Let us compare two datasets, one representing the boroughs of London, and the other taken from the GPS log of a bicycle-powered house move. First we load the data (assuming R's working directory is set to “sdvwR-master”, which has been downloaded and unzipped).

library(rgdal)  # load the gdal package

## Loading required package: sp
## rgdal: version: 0.8-13, (SVN revision 494)
## Geospatial Data Abstraction Library extensions to R successfully loaded
## Loaded GDAL runtime: GDAL 1.10.0, released 2013/04/24
## Path to GDAL shared files: /usr/share/gdal/1.10
## Loaded PROJ.4 runtime: Rel. 4.8.0, 6 March 2012, [PJ_VERSION: 480]
## Path to PROJ.4 shared files: (autodetected)

shf2lds <- readOGR(dsn = "data/gps-trace.gpx", layer = "tracks")  # load track data

## OGR data source with driver: GPX 
## Source: "data/gps-trace.gpx", layer: "tracks"
## with 1 features and 12 fields
## Feature type: wkbMultiLineString with 2 dimensions

lnd <- readOGR(dsn = "data/", "london_sport")  # load the London data

## OGR data source with driver: ESRI Shapefile 
## Source: "data/", layer: "london_sport"
## with 33 features and 4 fields
## Feature type: wkbPolygon with 2 dimensions

Let's plot these to see what they look like.

plot(shf2lds)

plot of chunk unnamed-chunk-2

plot(lnd)

plot of chunk unnamed-chunk-2

Measuring object size

In the absence of prior knowledge, which of the two objects would one expect to be larger? One could hypothesize that the London dataset would be larger based on its greater spatial extent, but how much larger? The answer in R is found in the function object.size:

object.size(shf2lds)

## 107464 bytes

object.size(lnd)

## 125544 bytes

In fact, the objects have similar sizes: the GPS dataset is surprisingly large. To see why, we can find out how many vertices (points connected by lines) are contained in each dataset. To do this we use fortify from the ggplot2 package (use the same method used for rgdal, described above, to install it).

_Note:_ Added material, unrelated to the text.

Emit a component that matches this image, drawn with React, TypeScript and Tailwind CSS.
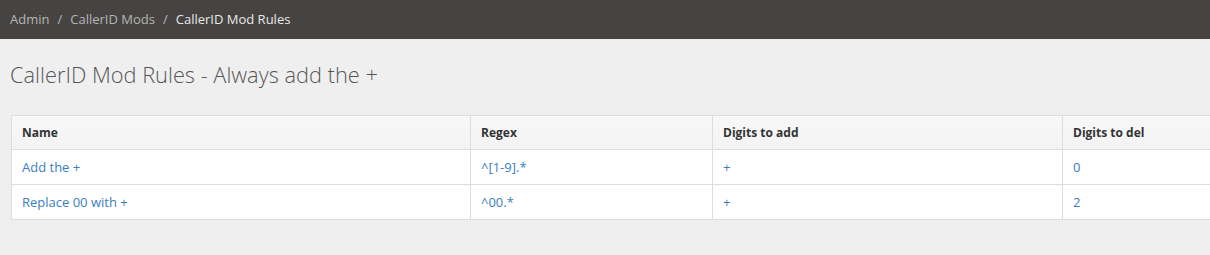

shf2lds.f <- fortify(shf2lds)
nrow(shf2lds.f)

## [1] 6085


lnd.f <- fortify(lnd)

## Regions defined for each Polygons

nrow(lnd.f)

## [1] 1102

In the above block of code we performed two functions for each object: 1) flatten the dataset so that each vertice is allocated a unique row 2) use nrow to count the result.

It is clear that the GPS data has almost 6 times the number of vertices compared to the London data, explaining its large size. Yet when plotted, the GPS data does not seem more detailed, implying that some of the vertices in the object are not needed for effective visualisation since the nodes of the line are imperceptible.

Simplifying geometries

Simplification can help to make a graphic more readable and less cluttered. Within the 'rgeos' package it is possible to use the gSimplify function to simplify spatial R objects:

library(rgeos)
shf2lds.simple <- gSimplify(shf2lds, tol = 0.001)
(object.size(shf2lds.simple)/object.size(shf2lds))[1]

## [1] 0.04608

plot(shf2lds.simple)
plot(shf2lds, col = "red", add = T)

In the above block of code, gSimplify is given the object shf2lds and the tol argument of 0.001 (much larger tolerance values may be needed, for data that is projected). Next, we divide the size of the simplified object by the original (note the use of the / symbol). The output of 0.04... tells us that the new object is only around 4% of its original size. We can see how this has happened by again counting the number of vertices. This time we use the coordinates and nrow functions together:

nrow(coordinates(shf2lds.simple)[[1]][[1]])

## [1] 44

The syntax of the double square brackets will seem strange, providing a taster of how R 'sees' spatial data. Do not worry about this for now. Of interest here is that the number of vertices has shrunk, from over 6,000 to only 44, without losing much information about the shape of the line. To test this, try plotting the original and simplified tracks on your computer: when visualized using the plot function, object shf2lds.simple retains the overall shape of the line and is virtually indistinguishable from the original object.

This example is rather contrived because even the larger object shf2lds is only a tenth of a megabyte, negligible compared with the gigabytes of memory available to modern computers. However, it underlines a wider point: for visualizing small scale maps, spatial data geometries can often be simplified to reduce processing time and use of memory.